Its human position; how it takes place

While someone else is eating or opening a window or just walking dully along;

How, when the aged are reverently, passionately waiting

For the miraculous birth, there always must be

Children who did not specially want it to happen, skating

On a pond at the edge of the wood:

They never forgot

That even the dreadful martyrdom must run its course

Anyhow in a corner, some untidy spot

Where the dogs go on with their doggy life and the torturer's horse

Scratches its innocent behind on a tree.


In Breughel's Icarus, for instance: how everything turns away

Quite leisurely from the disaster; the ploughman may

Have heard the splash, the forsaken cry,

But for him it was not an important failure; the sun shone

As it had to on the white legs disappearing into the green

Water; and the expensive delicate ship that must have seen

Something amazing, a boy falling out of the sky,

had somewhere to get to and sailed calmly on.

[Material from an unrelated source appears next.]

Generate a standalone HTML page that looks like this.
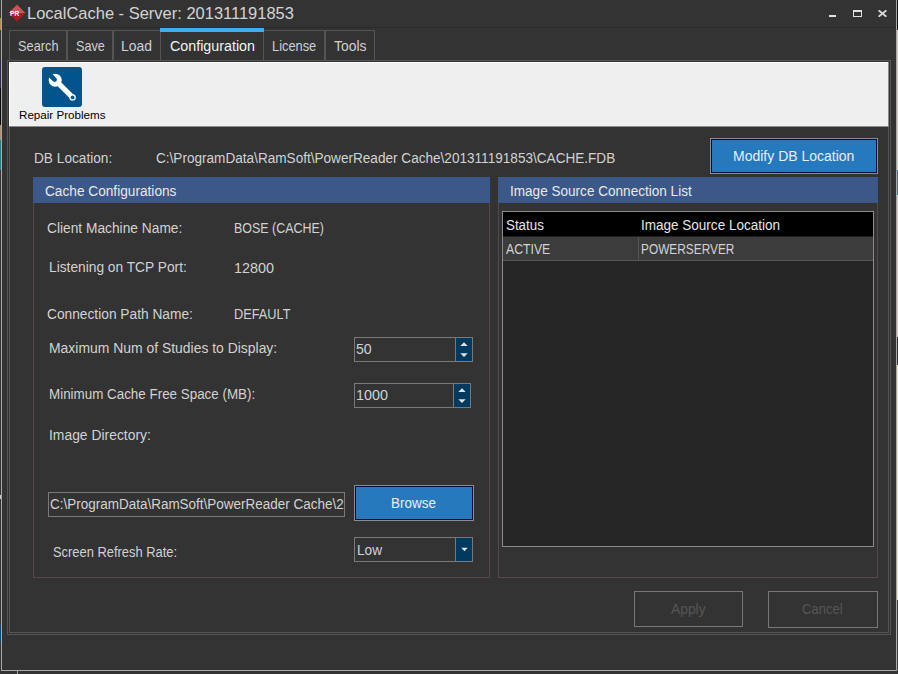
<!DOCTYPE html>
<html><head><meta charset="utf-8"><style>
html,body{margin:0;padding:0;}
body{width:898px;height:674px;position:relative;overflow:hidden;background:#333333;font-family:"Liberation Sans",sans-serif;}
body div{position:absolute;box-sizing:content-box;}
.t{white-space:pre;transform-origin:0 0;}
</style></head><body>
<div style="left:0px;top:0px;width:1px;height:674px;background:#333333;"></div>
<div style="left:0px;top:18px;width:1px;height:12px;background:#b88848;"></div>
<div style="left:0px;top:60px;width:1px;height:28px;background:#28284a;"></div>
<div style="left:0px;top:88px;width:1px;height:37px;background:#080808;"></div>
<div style="left:0px;top:125px;width:1px;height:15px;background:#a89070;"></div>
<div style="left:0px;top:140px;width:1px;height:30px;background:#2a7a88;"></div>
<div style="left:0px;top:495px;width:1px;height:4px;background:#c8c8c8;"></div>
<div style="left:0px;top:625px;width:1px;height:17px;background:#0a4a78;"></div>
<div style="left:0px;top:671px;width:898px;height:3px;background:#333333;"></div>
<div style="left:897px;top:0px;width:1px;height:30px;background:#101010;"></div>
<div style="left:897px;top:30px;width:1px;height:140px;background:#e0c8c8;"></div>
<div style="left:897px;top:170px;width:1px;height:25px;background:#2a8080;"></div>
<div style="left:897px;top:195px;width:1px;height:142px;background:#d8c8c8;"></div>
<div style="left:897px;top:337px;width:1px;height:28px;background:#303030;"></div>
<div style="left:897px;top:365px;width:1px;height:235px;background:#e8e8b8;"></div>
<div style="left:897px;top:600px;width:1px;height:74px;background:#3a3a3a;"></div>
<div style="left:1px;top:0px;width:1px;height:671px;background:#a9a9a9;"></div>
<div style="left:1px;top:670px;width:896px;height:1px;background:#a9a9a9;"></div>
<div style="left:896px;top:0px;width:1px;height:671px;background:#a9a9a9;"></div>
<div style="left:17px;top:671px;width:1px;height:3px;background:#a0a0a0;"></div>
<div style="left:2px;top:27px;width:894px;height:1px;background:#2a2a2a;"></div>
<svg style="position:absolute;left:8px;top:4px" width="18" height="18" viewBox="0 0 18 18">
<path d="M9 0.7 L17.3 9 L9 17.3 L0.7 9 Z" fill="#b3222a"/>
<path d="M9 0.7 L17.3 9 L0.7 9 Z" fill="#c8545b"/>
<path d="M17.3 9 L9 17.3 L3 11.3 Z" fill="#a51b22"/>
<text x="6.6" y="11.8" font-family="Liberation Sans" font-weight="bold" font-size="6.6" fill="#fff" text-anchor="middle">PR</text></svg>
<div style="left:829px;top:15px;width:7px;height:2px;background:#e0e0e0;"></div>
<div style="left:853px;top:10px;width:7px;height:4px;border:1px solid #e0e0e0;border-top-width:2px"></div>
<svg style="position:absolute;left:878px;top:10px" width="9" height="7" viewBox="0 0 9 7"><path d="M0.6 0.3 L8.4 6.7 M8.4 0.3 L0.6 6.7" stroke="#d8d8d8" stroke-width="1.9"/></svg>
<div style="left:7px;top:60px;width:882px;height:573px;border:1px solid #555555;"></div>
<div style="left:9px;top:62px;width:878px;height:569px;border:1px solid #555555;"></div>
<div style="left:9px;top:30px;width:56px;height:30px;border:1px solid #555555;border-bottom:none"></div>
<div style="left:67px;top:30px;width:44px;height:30px;border:1px solid #555555;border-bottom:none"></div>
<div style="left:113px;top:30px;width:46px;height:30px;border:1px solid #555555;border-bottom:none"></div>
<div style="left:263px;top:30px;width:60px;height:30px;border:1px solid #555555;border-bottom:none"></div>
<div style="left:325px;top:30px;width:48px;height:30px;border:1px solid #555555;border-bottom:none"></div>
<div style="left:160px;top:28px;width:104px;height:4px;background:#3fb0ec;"></div>
<div style="left:9px;top:62px;width:879px;height:64px;background:#ffffff;"></div>
<div style="left:10px;top:63px;width:878px;height:63px;background:#efefef;"></div>
<div style="left:888px;top:62px;width:1px;height:65px;background:#8a8a8a;"></div>
<div style="left:9px;top:126px;width:880px;height:1px;background:#8a8a8a;"></div>
<svg style="position:absolute;left:42px;top:67px" width="40" height="40" viewBox="0 0 40 40">
<rect x="0" y="0" width="40" height="40" rx="3" fill="#02548f"/>
<circle cx="13.2" cy="13.2" r="6.5" fill="#fff"/>
<line x1="13.2" y1="13.2" x2="30.6" y2="30.4" stroke="#fff" stroke-width="5.2" stroke-linecap="round"/>
<line x1="4" y1="4" x2="12.6" y2="12.6" stroke="#02548f" stroke-width="4.6" stroke-linecap="round"/>
<circle cx="30.6" cy="30.4" r="3.2" fill="#fff"/><circle cx="30.6" cy="30.4" r="1.9" fill="#02548f"/>
</svg>
<div style="left:710px;top:138px;width:166px;height:34px;border:1px solid #8c8c8c;"></div>
<div style="left:711px;top:139px;width:164px;height:32px;border:1px solid #0a0a48;background:#2679bd;"></div>
<div style="left:33px;top:177px;width:455px;height:399px;border:1px solid #554949;"></div>
<div style="left:33px;top:177px;width:457px;height:26px;background:#3b5889;"></div>
<div style="left:498px;top:177px;width:378px;height:399px;border:1px solid #554949;"></div>
<div style="left:498px;top:177px;width:380px;height:26px;background:#3b5889;"></div>
<div style="left:502px;top:211px;width:370px;height:334px;border:1px solid #8a8a8a;background:#262626;"></div>
<div style="left:503px;top:212px;width:370px;height:24px;background:#000000;"></div>
<div style="left:503px;top:236px;width:370px;height:1px;background:#1e1e24;"></div>
<div style="left:503px;top:237px;width:370px;height:23px;background:#3c3c3c;"></div>
<div style="left:503px;top:260px;width:370px;height:1px;background:#555555;"></div>
<div style="left:638px;top:237px;width:1px;height:23px;background:#555555;"></div>
<div style="left:354px;top:337px;width:117px;height:23px;border:1px solid #7a7a7a;background:#333333;"></div><div style="left:455px;top:338px;width:1px;height:23px;background:#7a7a7a;"></div><div style="left:456px;top:338px;width:16px;height:23px;background:#003a5e;"></div><svg style="position:absolute;left:460.0px;top:342px" width="8" height="18" viewBox="0 0 8 18"><path d="M4 0.3 L7.7 4 L0.3 4 Z M0.3 11.2 L7.7 11.2 L4 14.9 Z" fill="#e4e4e4"/></svg>
<div style="left:354px;top:383px;width:115px;height:23px;border:1px solid #7a7a7a;background:#333333;"></div><div style="left:453px;top:384px;width:1px;height:23px;background:#7a7a7a;"></div><div style="left:454px;top:384px;width:16px;height:23px;background:#003a5e;"></div><svg style="position:absolute;left:458.0px;top:388px" width="8" height="18" viewBox="0 0 8 18"><path d="M4 0.3 L7.7 4 L0.3 4 Z M0.3 11.2 L7.7 11.2 L4 14.9 Z" fill="#e4e4e4"/></svg>
<div style="left:48px;top:492px;width:295px;height:23px;border:1px solid #7a7a7a;background:#333333;"></div>
<div style="left:354px;top:485px;width:118px;height:34px;border:1px solid #8c8c8c;"></div>
<div style="left:355px;top:486px;width:116px;height:32px;border:1px solid #0a0a48;background:#2679bd;"></div>
<div style="left:354px;top:537px;width:117px;height:23px;border:1px solid #7a7a7a;background:#333333;"></div>
<div style="left:455px;top:538px;width:1px;height:23px;background:#7a7a7a;"></div>
<div style="left:456px;top:538px;width:16px;height:23px;background:#003a5e;"></div>
<svg style="position:absolute;left:461px;top:547px" width="8" height="6" viewBox="0 0 8 6"><path d="M0.3 0.7 L6.7 0.7 L3.5 4.3 Z" fill="#e4e4e4"/></svg>
<div style="left:634px;top:591px;width:107px;height:34px;border:1px solid #787878;"></div>
<div style="left:768px;top:591px;width:108px;height:35px;border:1px solid #787878;"></div>

<div class="t" style="left:26.68px;top:5.22px;font-size:17.39px;line-height:17.39px;color:#d4d4d4;transform:scaleX(0.9486)">LocalCache - Server: 201311191853</div>
<div class="t" style="left:17.86px;top:38.98px;font-size:14.49px;line-height:14.49px;color:#d0d0d0;transform:scaleX(0.8823)">Search</div>
<div class="t" style="left:75.77px;top:38.98px;font-size:14.49px;line-height:14.49px;color:#d0d0d0;transform:scaleX(0.8736)">Save</div>
<div class="t" style="left:121.39px;top:38.98px;font-size:14.49px;line-height:14.49px;color:#d0d0d0;transform:scaleX(0.9587)">Load</div>
<div class="t" style="left:169.59px;top:38.98px;font-size:14.49px;line-height:14.49px;color:#f2f2f2;transform:scaleX(0.9859)">Configuration</div>
<div class="t" style="left:272.17px;top:38.98px;font-size:14.49px;line-height:14.49px;color:#d0d0d0;transform:scaleX(0.8854)">License</div>
<div class="t" style="left:333.92px;top:38.98px;font-size:14.49px;line-height:14.49px;color:#d0d0d0;transform:scaleX(0.9593)">Tools</div>
<div class="t" style="left:18.67px;top:110.44px;font-size:11.59px;line-height:11.59px;color:#000000;transform:scaleX(1.0037)">Repair Problems</div>
<div class="t" style="left:33.91px;top:150.98px;font-size:14.49px;line-height:14.49px;color:#d2d2d2;transform:scaleX(0.9436)">DB Location:</div>
<div class="t" style="left:155.52px;top:150.98px;font-size:14.49px;line-height:14.49px;color:#d2d2d2;transform:scaleX(0.9377)">C:\ProgramData\RamSoft\PowerReader Cache\201311191853\CACHE.FDB</div>
<div class="t" style="left:732.78px;top:148.98px;font-size:14.49px;line-height:14.49px;color:#e6eef6;transform:scaleX(0.9666)">Modify DB Location</div>
<div class="t" style="left:45.02px;top:183.98px;font-size:14.49px;line-height:14.49px;color:#e8e8e8;transform:scaleX(0.9434)">Cache Configurations</div>
<div class="t" style="left:509.78px;top:183.98px;font-size:14.49px;line-height:14.49px;color:#e8e8e8;transform:scaleX(0.9364)">Image Source Connection List</div>
<div class="t" style="left:46.81px;top:220.98px;font-size:14.49px;line-height:14.49px;color:#d2d2d2;transform:scaleX(0.9496)">Client Machine Name:</div>
<div class="t" style="left:233.80px;top:220.98px;font-size:14.49px;line-height:14.49px;color:#d2d2d2;transform:scaleX(0.8596)">BOSE (CACHE)</div>
<div class="t" style="left:48.70px;top:259.98px;font-size:14.49px;line-height:14.49px;color:#d2d2d2;transform:scaleX(0.9492)">Listening on TCP Port:</div>
<div class="t" style="left:234.35px;top:260.98px;font-size:14.49px;line-height:14.49px;color:#d2d2d2;transform:scaleX(0.9909)">12800</div>
<div class="t" style="left:46.71px;top:306.98px;font-size:14.49px;line-height:14.49px;color:#d2d2d2;transform:scaleX(0.9488)">Connection Path Name:</div>
<div class="t" style="left:233.98px;top:306.98px;font-size:14.49px;line-height:14.49px;color:#d2d2d2;transform:scaleX(0.8801)">DEFAULT</div>
<div class="t" style="left:48.99px;top:340.98px;font-size:14.49px;line-height:14.49px;color:#d2d2d2;transform:scaleX(0.9610)">Maximum Num of Studies to Display:</div>
<div class="t" style="left:356.34px;top:341.98px;font-size:14.49px;line-height:14.49px;color:#d2d2d2;transform:scaleX(0.9714)">50</div>
<div class="t" style="left:48.93px;top:386.98px;font-size:14.49px;line-height:14.49px;color:#d2d2d2;transform:scaleX(0.9248)">Minimum Cache Free Space (MB):</div>
<div class="t" style="left:356.05px;top:387.98px;font-size:14.49px;line-height:14.49px;color:#d2d2d2;transform:scaleX(0.9890)">1000</div>
<div class="t" style="left:49.15px;top:427.98px;font-size:14.49px;line-height:14.49px;color:#d2d2d2;transform:scaleX(0.9583)">Image Directory:</div>
<div class="t" style="left:49.73px;top:496.98px;font-size:14.49px;line-height:14.49px;color:#d2d2d2;transform:scaleX(0.9308)">C:\ProgramData\RamSoft\PowerReader Cache\2</div>
<div class="t" style="left:390.72px;top:495.98px;font-size:14.49px;line-height:14.49px;color:#e6eef6;transform:scaleX(0.9307)">Browse</div>
<div class="t" style="left:52.85px;top:544.98px;font-size:14.49px;line-height:14.49px;color:#d2d2d2;transform:scaleX(0.8911)">Screen Refresh Rate:</div>
<div class="t" style="left:356.50px;top:542.98px;font-size:14.49px;line-height:14.49px;color:#d2d2d2;transform:scaleX(0.9448)">Low</div>
<div class="t" style="left:506.03px;top:217.98px;font-size:14.49px;line-height:14.49px;color:#e6e6e6;transform:scaleX(0.9208)">Status</div>
<div class="t" style="left:640.78px;top:217.98px;font-size:14.49px;line-height:14.49px;color:#e6e6e6;transform:scaleX(0.9332)">Image Source Location</div>
<div class="t" style="left:505.70px;top:241.98px;font-size:14.49px;line-height:14.49px;color:#d2d2d2;transform:scaleX(0.8466)">ACTIVE</div>
<div class="t" style="left:641.05px;top:241.98px;font-size:14.49px;line-height:14.49px;color:#d2d2d2;transform:scaleX(0.8193)">POWERSERVER</div>
<div class="t" style="left:670.50px;top:601.98px;font-size:14.49px;line-height:14.49px;color:#565656;transform:scaleX(0.9550)">Apply</div>
<div class="t" style="left:801.85px;top:601.98px;font-size:14.49px;line-height:14.49px;color:#565656;transform:scaleX(0.8993)">Cancel</div>
</body></html>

(Click on start to hear the poet reading his own work, his RP accent barely affected by his long stay in the USA, except for the <a> in  masters.  If you can’t hear the poem, you will have to download the QuickTime plugin).


We had the best part of half an hour to look, in great detail, at the painting, no other visitors, no museum staff disturbing us


Your attention is drawn first to the rather elegant-looking ploughman, his eyes downcast in concentration as he carves out the neatest of furrows in the tiniest of fields; then to the ‘expensive delicate ship’ where, when you look more closely, you see a few sailors presumably unfurling the sails, as intent on their work as the ploughman.


The shepherd seems to be equally intent, not keeping an eye on his sheep, some of which, to his left, are straying rather dangerously towards the water.  What he is staring at we do not know.  He is gazing upwards, towards or beyond the trees, his head tilted diametrically away from the flailing legs of the unfortunate Icarus. 


The remaining human figure, at the water’s edge in the bottom right hand corner, could, one thinks at first, be looking at the drowning man.  But we privileged viewers, our eyes no more than a foot or so away from the canvas, could see that he was slumped over, the result - no doubt - of whatever had been in the goblet just to his left.


To see this sort of detail you would need to get a reproduction of the work to fill your computer screen. Or, even better, to take the Eurostar to Brussels and, on any morning except Mondays, arrive at the Musée des Beaux Arts by, say, twenty to ten.